# What you need to do
Wherever the word "index" shows up in a line, please copy that line.
::::::::::
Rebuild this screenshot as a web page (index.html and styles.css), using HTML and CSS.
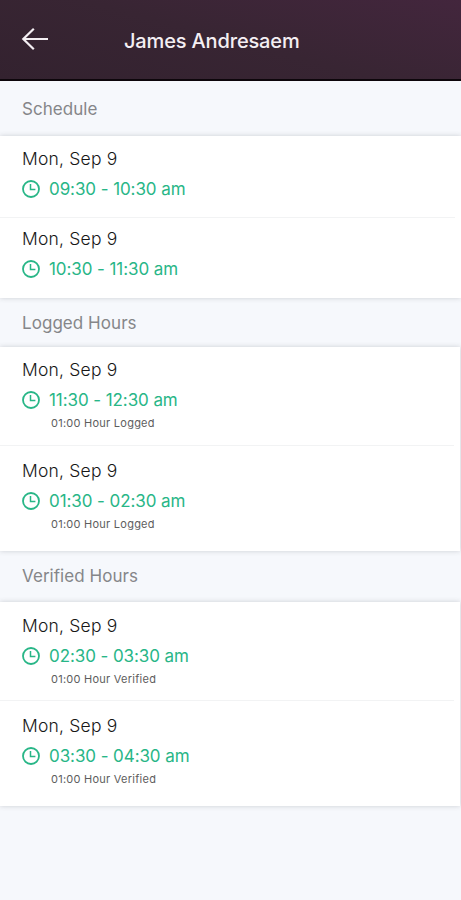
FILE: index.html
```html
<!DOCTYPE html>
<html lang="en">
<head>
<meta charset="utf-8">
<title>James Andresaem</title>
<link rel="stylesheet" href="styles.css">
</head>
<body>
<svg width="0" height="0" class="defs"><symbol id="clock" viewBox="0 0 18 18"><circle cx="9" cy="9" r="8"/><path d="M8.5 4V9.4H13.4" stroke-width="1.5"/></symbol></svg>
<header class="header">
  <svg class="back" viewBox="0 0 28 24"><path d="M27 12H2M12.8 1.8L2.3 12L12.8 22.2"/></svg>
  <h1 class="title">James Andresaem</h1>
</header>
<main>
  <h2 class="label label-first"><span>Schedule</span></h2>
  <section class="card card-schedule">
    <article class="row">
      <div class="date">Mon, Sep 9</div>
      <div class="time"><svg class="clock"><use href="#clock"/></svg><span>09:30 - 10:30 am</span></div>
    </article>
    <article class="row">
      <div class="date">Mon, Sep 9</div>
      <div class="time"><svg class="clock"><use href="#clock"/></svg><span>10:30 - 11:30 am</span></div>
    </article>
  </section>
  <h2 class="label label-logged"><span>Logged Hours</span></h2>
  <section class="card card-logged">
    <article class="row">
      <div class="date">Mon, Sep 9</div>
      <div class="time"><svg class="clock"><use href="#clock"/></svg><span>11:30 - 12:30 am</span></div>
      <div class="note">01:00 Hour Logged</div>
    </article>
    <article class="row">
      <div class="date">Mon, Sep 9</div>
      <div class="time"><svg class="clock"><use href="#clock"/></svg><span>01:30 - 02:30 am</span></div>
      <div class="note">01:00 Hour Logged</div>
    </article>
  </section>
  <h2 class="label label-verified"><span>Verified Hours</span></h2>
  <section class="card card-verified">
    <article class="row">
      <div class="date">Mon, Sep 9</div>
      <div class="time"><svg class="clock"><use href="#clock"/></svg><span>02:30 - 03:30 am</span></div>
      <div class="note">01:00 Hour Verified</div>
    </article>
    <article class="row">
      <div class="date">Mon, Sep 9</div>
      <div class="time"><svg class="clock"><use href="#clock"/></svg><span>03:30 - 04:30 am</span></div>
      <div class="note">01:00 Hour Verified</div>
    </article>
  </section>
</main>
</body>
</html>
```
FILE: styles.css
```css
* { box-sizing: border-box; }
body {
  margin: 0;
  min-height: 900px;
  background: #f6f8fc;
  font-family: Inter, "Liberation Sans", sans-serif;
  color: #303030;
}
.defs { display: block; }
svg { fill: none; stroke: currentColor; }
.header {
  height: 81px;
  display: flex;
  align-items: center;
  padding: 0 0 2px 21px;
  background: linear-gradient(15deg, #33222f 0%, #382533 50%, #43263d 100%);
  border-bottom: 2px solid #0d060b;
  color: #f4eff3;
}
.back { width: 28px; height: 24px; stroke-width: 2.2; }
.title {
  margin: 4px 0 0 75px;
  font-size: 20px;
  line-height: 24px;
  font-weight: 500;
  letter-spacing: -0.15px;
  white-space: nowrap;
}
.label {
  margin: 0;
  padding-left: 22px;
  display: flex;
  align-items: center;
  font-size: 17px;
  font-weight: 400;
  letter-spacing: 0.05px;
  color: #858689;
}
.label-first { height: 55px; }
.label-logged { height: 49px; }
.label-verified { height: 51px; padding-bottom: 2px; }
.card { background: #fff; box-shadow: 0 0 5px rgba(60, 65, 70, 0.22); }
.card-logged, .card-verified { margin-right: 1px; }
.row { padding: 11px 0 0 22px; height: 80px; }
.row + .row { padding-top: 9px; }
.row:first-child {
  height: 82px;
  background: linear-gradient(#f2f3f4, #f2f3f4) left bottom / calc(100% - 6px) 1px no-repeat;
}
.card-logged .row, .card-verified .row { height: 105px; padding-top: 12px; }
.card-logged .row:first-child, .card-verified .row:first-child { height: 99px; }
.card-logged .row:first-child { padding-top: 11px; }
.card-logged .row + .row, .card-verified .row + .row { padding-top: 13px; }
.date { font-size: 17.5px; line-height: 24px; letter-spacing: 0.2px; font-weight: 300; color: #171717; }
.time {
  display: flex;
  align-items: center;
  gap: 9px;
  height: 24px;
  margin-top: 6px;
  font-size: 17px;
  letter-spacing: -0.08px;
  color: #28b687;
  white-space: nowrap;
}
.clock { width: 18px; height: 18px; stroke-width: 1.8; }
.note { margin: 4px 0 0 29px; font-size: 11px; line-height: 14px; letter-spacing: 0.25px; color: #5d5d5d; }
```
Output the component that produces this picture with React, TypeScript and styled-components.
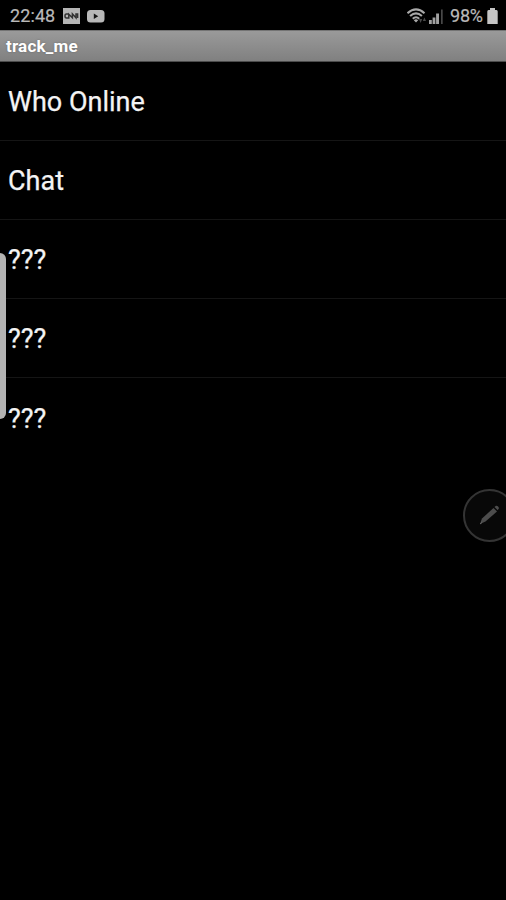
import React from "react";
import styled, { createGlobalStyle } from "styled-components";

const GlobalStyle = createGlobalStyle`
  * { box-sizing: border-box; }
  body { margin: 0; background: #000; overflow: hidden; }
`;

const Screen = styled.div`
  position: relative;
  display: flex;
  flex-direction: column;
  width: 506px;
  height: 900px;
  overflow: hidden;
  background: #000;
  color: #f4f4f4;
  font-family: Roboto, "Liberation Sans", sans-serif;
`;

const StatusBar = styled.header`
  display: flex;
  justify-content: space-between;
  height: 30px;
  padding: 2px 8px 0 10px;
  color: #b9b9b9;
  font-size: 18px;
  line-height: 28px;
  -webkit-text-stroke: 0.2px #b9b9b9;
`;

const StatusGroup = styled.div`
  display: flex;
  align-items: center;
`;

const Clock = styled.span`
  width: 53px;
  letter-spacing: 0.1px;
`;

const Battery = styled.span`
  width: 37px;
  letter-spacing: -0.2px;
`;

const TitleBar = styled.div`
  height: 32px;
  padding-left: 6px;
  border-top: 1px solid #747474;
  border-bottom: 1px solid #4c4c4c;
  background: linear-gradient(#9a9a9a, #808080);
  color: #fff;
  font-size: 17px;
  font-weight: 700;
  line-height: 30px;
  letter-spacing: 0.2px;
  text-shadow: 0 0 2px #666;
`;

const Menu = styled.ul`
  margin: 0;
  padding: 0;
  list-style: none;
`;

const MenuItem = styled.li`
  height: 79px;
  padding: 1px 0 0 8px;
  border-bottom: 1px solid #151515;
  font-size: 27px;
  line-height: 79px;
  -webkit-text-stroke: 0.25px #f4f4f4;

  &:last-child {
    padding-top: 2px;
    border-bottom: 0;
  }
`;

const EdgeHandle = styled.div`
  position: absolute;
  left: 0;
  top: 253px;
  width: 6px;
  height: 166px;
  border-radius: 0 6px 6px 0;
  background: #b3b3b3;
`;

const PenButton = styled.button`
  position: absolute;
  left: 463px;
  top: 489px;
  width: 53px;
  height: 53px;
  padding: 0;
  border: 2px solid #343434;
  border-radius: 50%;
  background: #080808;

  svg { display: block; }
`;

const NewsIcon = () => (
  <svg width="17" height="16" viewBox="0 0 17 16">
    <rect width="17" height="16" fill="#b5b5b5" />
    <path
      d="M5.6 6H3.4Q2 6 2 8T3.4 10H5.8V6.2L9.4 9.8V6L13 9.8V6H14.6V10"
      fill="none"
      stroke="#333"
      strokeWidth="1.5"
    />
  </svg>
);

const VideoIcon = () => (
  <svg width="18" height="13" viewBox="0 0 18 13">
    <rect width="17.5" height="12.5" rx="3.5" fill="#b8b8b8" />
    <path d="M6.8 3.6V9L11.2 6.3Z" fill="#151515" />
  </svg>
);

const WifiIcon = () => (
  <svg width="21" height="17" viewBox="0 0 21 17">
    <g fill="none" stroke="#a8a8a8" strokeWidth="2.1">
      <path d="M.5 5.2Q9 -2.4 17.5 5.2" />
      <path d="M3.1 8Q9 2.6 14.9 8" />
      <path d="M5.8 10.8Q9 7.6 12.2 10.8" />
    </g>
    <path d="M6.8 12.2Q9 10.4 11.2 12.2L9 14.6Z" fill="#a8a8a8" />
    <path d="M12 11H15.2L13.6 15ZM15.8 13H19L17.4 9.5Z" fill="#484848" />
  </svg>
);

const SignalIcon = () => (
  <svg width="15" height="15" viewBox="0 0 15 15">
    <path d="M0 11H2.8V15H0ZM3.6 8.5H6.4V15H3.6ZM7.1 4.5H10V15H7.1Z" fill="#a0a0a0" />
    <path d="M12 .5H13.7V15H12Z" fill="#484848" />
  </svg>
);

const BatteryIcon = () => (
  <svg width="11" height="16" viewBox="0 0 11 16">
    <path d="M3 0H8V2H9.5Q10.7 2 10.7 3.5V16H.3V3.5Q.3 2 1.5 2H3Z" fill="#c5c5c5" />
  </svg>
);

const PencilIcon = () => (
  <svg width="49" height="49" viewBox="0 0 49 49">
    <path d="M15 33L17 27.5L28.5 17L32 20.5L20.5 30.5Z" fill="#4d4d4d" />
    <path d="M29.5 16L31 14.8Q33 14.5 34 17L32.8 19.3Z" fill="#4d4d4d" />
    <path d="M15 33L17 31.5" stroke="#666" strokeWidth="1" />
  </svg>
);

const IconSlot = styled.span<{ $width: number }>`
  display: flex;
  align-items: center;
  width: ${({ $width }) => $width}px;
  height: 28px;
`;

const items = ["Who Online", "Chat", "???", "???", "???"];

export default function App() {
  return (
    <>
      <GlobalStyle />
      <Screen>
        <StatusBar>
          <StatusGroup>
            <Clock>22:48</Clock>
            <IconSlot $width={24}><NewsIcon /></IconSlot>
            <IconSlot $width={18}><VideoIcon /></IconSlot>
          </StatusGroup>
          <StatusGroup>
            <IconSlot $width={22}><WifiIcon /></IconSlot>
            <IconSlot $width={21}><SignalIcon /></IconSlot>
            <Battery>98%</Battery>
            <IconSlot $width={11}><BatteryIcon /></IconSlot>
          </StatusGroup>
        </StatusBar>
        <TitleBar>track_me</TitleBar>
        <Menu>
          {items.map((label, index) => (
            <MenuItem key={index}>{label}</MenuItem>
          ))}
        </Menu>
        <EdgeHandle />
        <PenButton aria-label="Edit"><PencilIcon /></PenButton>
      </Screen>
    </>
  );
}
::::::::::
# The answer
Rebuild this screenshot as a web page (index.html and styles.css), using HTML and CSS.
FILE: index.html
          {items.map((label, index) => (
            <MenuItem key={index}>{label}</MenuItem>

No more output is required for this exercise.